### Dataset excerpt

===============

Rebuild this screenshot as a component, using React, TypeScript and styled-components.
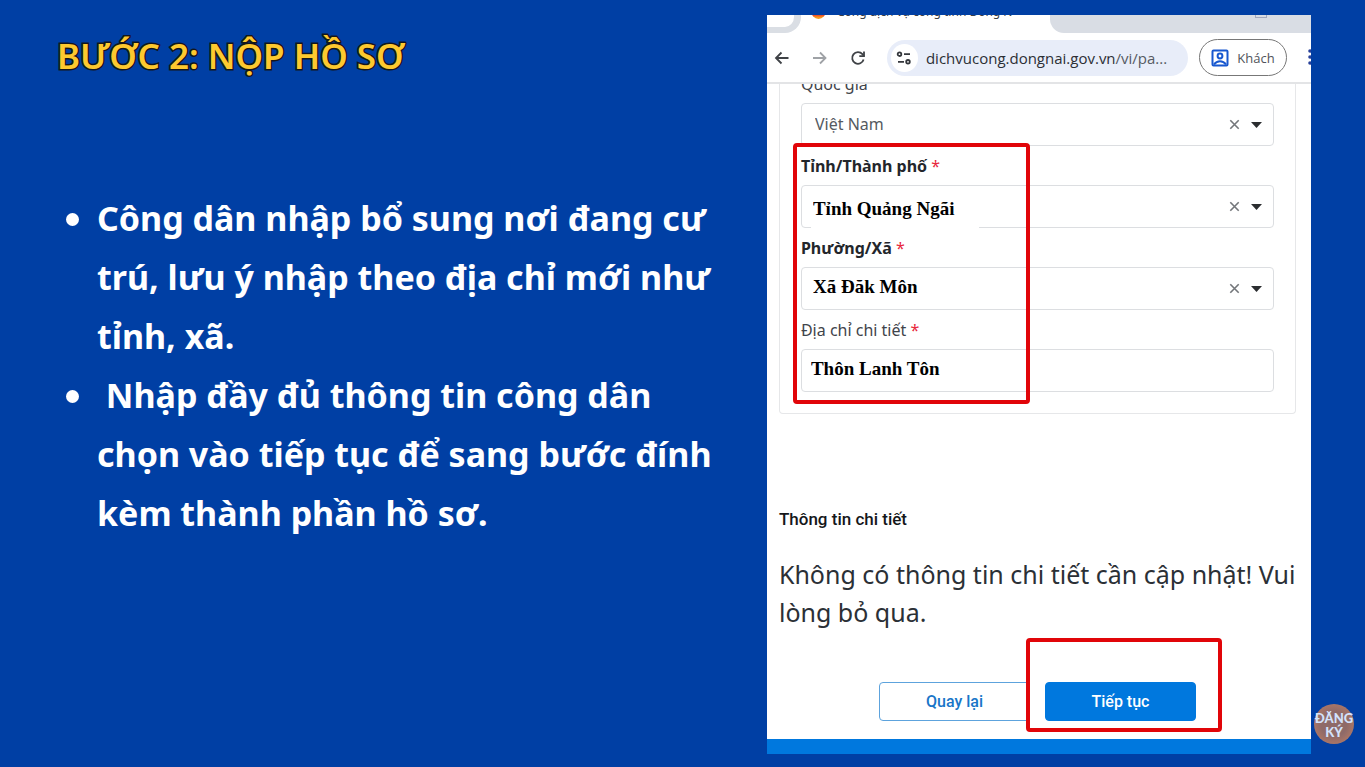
import React from "react";
import styled, { createGlobalStyle } from "styled-components";

const GlobalStyle = createGlobalStyle`
  *, *::before, *::after { box-sizing: border-box; }
  body {
    margin: 0;
    background: #003fa4;
    font-family: "Noto Sans", "Open Sans", sans-serif;
  }
`;

const Page = styled.main`
  position: relative;
  display: grid;
  grid-template-columns: minmax(0, 1fr) 41.5%;
  align-items: start;
  min-height: 100vh;
  padding: 15px 54px 13px 0;
`;

const Lesson = styled.section`
  padding: 17px 24px 0 57px;
`;

const Title = styled.h1`
  margin: 0;
  color: #fdc92f;
  font-size: 35px;
  font-weight: 600;
  line-height: 48px;
  -webkit-text-stroke: 3px #15161a;
  paint-order: stroke fill;
`;

const Steps = styled.ul`
  display: flex;
  flex-direction: column;
  margin: 109px 0 0;
  padding: 0 0 0 9px;
  list-style: none;
  color: #fff;
  font-size: 34px;
  font-weight: 700;
  line-height: 59px;
`;

const Step = styled.li`
  display: flex;
  gap: 18px;
  white-space: pre-wrap;

  &::before {
    content: "";
    flex: none;
    width: 13px;
    height: 13px;
    margin-top: 24px;
    border-radius: 50%;
    background: #fff;
  }
`;

const Panel = styled.section`
  display: flex;
  flex-direction: column;
  overflow: hidden;
  background: #fff;
  border-bottom: 15px solid #0078de;
`;

const TabStrip = styled.div`
  display: flex;
  justify-content: space-between;
  height: 18px;
  overflow: hidden;
`;

const TabSearch = styled.div`
  width: 34px;
  background: #fff;
  border: solid #dadee4;
  border-width: 0 7px 6px 0;
  border-bottom-right-radius: 16px;
`;

const ActiveTab = styled.div`
  display: flex;
  flex: 1;
  gap: 11px;
  padding-left: 10px;
  margin-top: -13px;
  color: #3c4043;
  font-size: 12px;
  line-height: 20px;
  white-space: nowrap;
`;

const SiteIcon = styled.span`
  width: 15px;
  height: 17px;
  border-radius: 50%;
  background: linear-gradient(#e8352b 75%, #f79a1e 90%);
`;

const RestTabs = styled.div`
  display: flex;
  justify-content: flex-end;
  width: 48%;
  padding-right: 44px;
  background: #d9dde4;
  border-bottom-left-radius: 14px;
`;

const WindowMark = styled.span`
  width: 12px;
  height: 3px;
  border: 1px solid #a3a9bd;
  border-top: 0;
`;

const Toolbar = styled.div`
  display: flex;
  align-items: center;
  height: 51px;
  padding: 0 0 0 6px;
  border-bottom: 2px solid #e3e4e6;
`;

const IconButton = styled.button<{ $muted?: boolean }>`
  display: flex;
  flex: none;
  align-items: center;
  justify-content: center;
  width: 18px;
  height: 30px;
  margin-right: 20px;
  padding: 0;
  border: 0;
  background: none;
  color: ${(p) => (p.$muted ? "#9fa2a6" : "#3f4246")};
`;

const Address = styled.div`
  display: flex;
  flex: 1;
  align-items: center;
  gap: 8px;
  min-width: 0;
  height: 36px;
  padding: 0 4px;
  border-radius: 18px;
  background: #e8edf9;
`;

const SiteInfo = styled.span`
  display: flex;
  flex: none;
  align-items: center;
  justify-content: center;
  width: 27px;
  height: 28px;
  border-radius: 50%;
  background: #fff;
`;

const Url = styled.span`
  color: #2c2f35;
  font-family: "Open Sans", "Noto Sans", sans-serif;
  font-size: 15px;
  white-space: nowrap;

  span { color: #565a63; }
`;

const Profile = styled.button`
  display: flex;
  flex: none;
  align-items: center;
  justify-content: center;
  gap: 8px;
  width: 88px;
  height: 37px;
  margin: 0 20px 0 11px;
  padding: 0;
  border: 1px solid #777;
  border-radius: 19px;
  background: #fff;
  color: #50535a;
  font-family: "Open Sans", "Noto Sans", sans-serif;
  font-size: 13px;
`;

const MenuButton = styled.button`
  flex: none;
  width: 4px;
  height: 20px;
  padding: 0;
  border: 0;
  background: none;
  color: #27409a;
  overflow: hidden;
`;

const Content = styled.form`
  display: flex;
  flex-direction: column;
  overflow: hidden;
  padding: 0 15px 18px 12px;
`;

const Card = styled.div`
  position: relative;
  margin-top: -20px;
  padding: 0 21px 21px;
  border: 1px solid #e6e7e9;
  border-top: 0;
  border-radius: 0 0 4px 4px;
`;

const Field = styled.div`
  display: flex;
  flex-direction: column;
`;

const Label = styled.label<{ $strong?: boolean }>`
  height: 39px;
  color: ${(p) => (p.$strong ? "#23262b" : "#3f444b")};
  font-size: 16px;
  font-weight: ${(p) => (p.$strong ? 700 : 400)};
  line-height: 40px;
`;

const Required = styled.span`
  color: #e8283c;
  font-weight: 400;
`;

const Control = styled.div<{ $patched?: boolean }>`
  position: relative;
  display: flex;
  align-items: center;
  height: 43px;
  border: 1px solid #dcdee1;
  border-radius: 4px;

  &::after {
    content: "";
    display: ${(p) => (p.$patched ? "block" : "none")};
    position: absolute;
    left: 9px;
    bottom: -1px;
    width: 168px;
    height: 2px;
    background: #fff;
  }
`;

const controlText = `
  flex: 1;
  min-width: 0;
  height: 41px;
  border: 0;
  outline: 0;
  background: none;
  appearance: none;
`;

const Select = styled.select<{ $typed?: boolean; $low?: boolean }>`
  ${controlText}
  padding: ${(p) =>
    !p.$typed ? "0 0 2px 13px" : p.$low ? "4px 0 0 11px" : "0 0 4px 11px"};
  color: ${(p) => (p.$typed ? "#000" : "#555a61")};
  opacity: 1;
  font: ${(p) =>
    p.$typed
      ? '700 19px "Liberation Serif", serif'
      : '400 16px "Noto Sans", sans-serif'};
`;

const Input = styled.input`
  ${controlText}
  padding: 0 9px 4px;
  color: #000;
  font: 700 19px "Liberation Serif", serif;
`;

const ClearButton = styled.button`
  display: flex;
  margin-right: 11px;
  padding: 0;
  border: 0;
  background: none;
`;

const Caret = styled.svg`
  flex: none;
  margin-right: 11px;
  pointer-events: none;
`;

const Heading = styled.h2`
  margin: 93px 0 0;
  color: #15171a;
  font-family: Roboto, sans-serif;
  font-size: 17px;
  font-weight: 500;
  line-height: 24px;
`;

const Notice = styled.p`
  margin: 24px 0 0;
  color: #2b3036;
  font-size: 25px;
  line-height: 38px;
`;

const Actions = styled.div`
  display: flex;
  justify-content: center;
  gap: 15px;
  margin-top: 51px;
`;

const Action = styled.button<{ $primary?: boolean }>`
  width: 151px;
  height: 39px;
  border: 1px solid ${(p) => (p.$primary ? "#0078de" : "#5da3dd")};
  border-radius: 4px;
  background: ${(p) => (p.$primary ? "#0078de" : "#fff")};
  color: ${(p) => (p.$primary ? "#fff" : "#1976c8")};
  font-family: Roboto, sans-serif;
  font-size: 16px;
  font-weight: 500;
`;

const ActionSpot = styled.div`
  position: relative;
  display: flex;
`;

const Highlight = styled.div<{ $inset: string }>`
  position: absolute;
  inset: ${(p) => p.$inset};
  border: 4px solid #e10509;
  border-radius: 4px;
  pointer-events: none;
`;

const Register = styled.a`
  position: absolute;
  right: 11px;
  bottom: 23px;
  display: flex;
  align-items: center;
  justify-content: center;
  width: 40px;
  height: 40px;
  padding-top: 2px;
  border-radius: 50%;
  background: radial-gradient(#8f6a68 45%, #ad7766 75%);
  color: #d3e2fb;
  font-family: Lato, "Noto Sans", sans-serif;
  font-size: 13px;
  font-weight: 900;
  line-height: 14px;
  text-align: center;
  text-decoration: none;
`;

function ArrowIcon({ flip }: { flip?: boolean }) {
  return (
    <svg width="16" height="16" viewBox="0 0 16 16" fill="none" stroke="currentColor" strokeWidth="1.8">
      <path d={flip ? "M1 8h12.500M8 2.500l5.500 5.500L8 13.500" : "M14.500 8H2M7.500 2.500L2 8l5.500 5.500"} />
    </svg>
  );
}

function ReloadIcon() {
  return (
    <svg width="16" height="16" viewBox="0 0 16 16" fill="none" stroke="currentColor" strokeWidth="1.8">
      <path d="M13.6 9.5A5.800 5.800 0 1 1 12.4 4.200L14 6" />
      <path d="M14 1.500v4.700H9.300" />
    </svg>
  );
}

function TuneIcon() {
  return (
    <svg width="16" height="14" viewBox="0 0 16 14" fill="none" stroke="#34373c" strokeWidth="1.8">
      <circle cx="3.5" cy="3.2" r="1.800" />
      <path d="M8 3.2h6M2 10.8h6" />
      <circle cx="12" cy="10.8" r="1.800" />
    </svg>
  );
}

function GuestIcon() {
  return (
    <svg width="18" height="18" viewBox="0 0 18 18" fill="none" stroke="#1757cf" strokeWidth="2">
      <rect x="1.5" y="1.5" width="15" height="15" rx="1" />
      <circle cx="9" cy="7" r="2.4" />
      <path d="M3 15.5c1.6-2.2 3.6-3.2 6-3.2s4.4 1 6 3.2" />
    </svg>
  );
}

function PickerTools({ name }: { name: string }) {
  return (
    <>
      <ClearButton type="button" aria-label={`Xóa ${name}`}>
        <svg width="11" height="11" viewBox="0 0 11 11" stroke="#73767a" strokeWidth="1.6">
          <path d="M1.3 1.3l8.4 8.4M9.7 1.3L1.3 9.7" />
        </svg>
      </ClearButton>
      <Caret width="11" height="6" viewBox="0 0 11 6" aria-hidden="true">
        <path d="M0 0h11L5.5 6z" fill="#2b2d30" />
      </Caret>
    </>
  );
}

interface PickerProps {
  id: string;
  label: string;
  value: string;
  required?: boolean;
  patched?: boolean;
}

function Picker({ id, label, value, required, patched }: PickerProps) {
  return (
    <Field>
      <Label htmlFor={id} $strong={required}>
        {label} {required && <Required>*</Required>}
      </Label>
      <Control $patched={patched}>
        <Select id={id} $typed={required} $low={patched} defaultValue={value}>
          <option>{value}</option>
        </Select>
        <PickerTools name={label} />
      </Control>
    </Field>
  );
}

export default function App() {
  return (
    <>
      <GlobalStyle />
      <Page>
        <Lesson>
          <Title>BƯỚC 2: NỘP HỒ SƠ</Title>
          <Steps>
            <Step>
              <span>Công dân nhập bổ sung nơi đang cư trú, lưu ý nhập theo địa chỉ mới như tỉnh, xã.</span>
            </Step>
            <Step>
              <span>{" Nhập đầy đủ thông tin công dân chọn vào tiếp tục để sang bước đính kèm thành phần hồ sơ."}</span>
            </Step>
          </Steps>
        </Lesson>

        <Panel>
          <TabStrip>
            <TabSearch />
            <ActiveTab>
              <SiteIcon />
              <span>Cổng dịch vụ công tỉnh Đồng N</span>
            </ActiveTab>
            <RestTabs>
              <WindowMark />
            </RestTabs>
          </TabStrip>
          <Toolbar>
            <IconButton type="button" aria-label="Quay lại trang trước">
              <ArrowIcon />
            </IconButton>
            <IconButton type="button" aria-label="Trang sau" $muted>
              <ArrowIcon flip />
            </IconButton>
            <IconButton type="button" aria-label="Tải lại">
              <ReloadIcon />
            </IconButton>
            <Address>
              <SiteInfo>
                <TuneIcon />
              </SiteInfo>
              <Url>
                dichvucong.dongnai.gov.vn<span>/vi/pa...</span>
              </Url>
            </Address>
            <Profile type="button">
              <GuestIcon />
              Khách
            </Profile>
            <MenuButton type="button" aria-label="Trình đơn">
              <svg width="4" height="18" viewBox="0 0 4 18" fill="currentColor">
                <circle cx="3" cy="3" r="1.8" />
                <circle cx="3" cy="9" r="1.8" />
                <circle cx="3" cy="15" r="1.8" />
              </svg>
            </MenuButton>
          </Toolbar>

          <Content>
            <Card>
              <Picker id="country" label="Quốc gia" value="Việt Nam" />
              <Picker id="province" label="Tỉnh/Thành phố" value="Tỉnh Quảng Ngãi" required patched />
              <Picker id="ward" label="Phường/Xã" value="Xã Đăk Môn" required />
              <Field>
                <Label htmlFor="address">
                  Địa chỉ chi tiết <Required>*</Required>
                </Label>
                <Control>
                  <Input id="address" defaultValue="Thôn Lanh Tôn" />
                </Control>
              </Field>
              <Highlight $inset="79px 265px 9px 13px" />
            </Card>

            <Heading>Thông tin chi tiết</Heading>
            <Notice>Không có thông tin chi tiết cần cập nhật! Vui lòng bỏ qua.</Notice>
            <Actions>
              <Action type="button">Quay lại</Action>
              <ActionSpot>
                <Action type="button" $primary>
                  Tiếp tục
                </Action>
                <Highlight $inset="-44px -26px -11px -19px" />
              </ActionSpot>
            </Actions>
          </Content>
        </Panel>
        <Register href="#register">
          ĐĂNG
          <br />
          KÝ
        </Register>
      </Page>
    </>
  );
}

===============

### What you will do
Every line containing the string "React" must be listed.

### The completed task
Rebuild this screenshot as a component, using React, TypeScript and styled-components.
import React from "react";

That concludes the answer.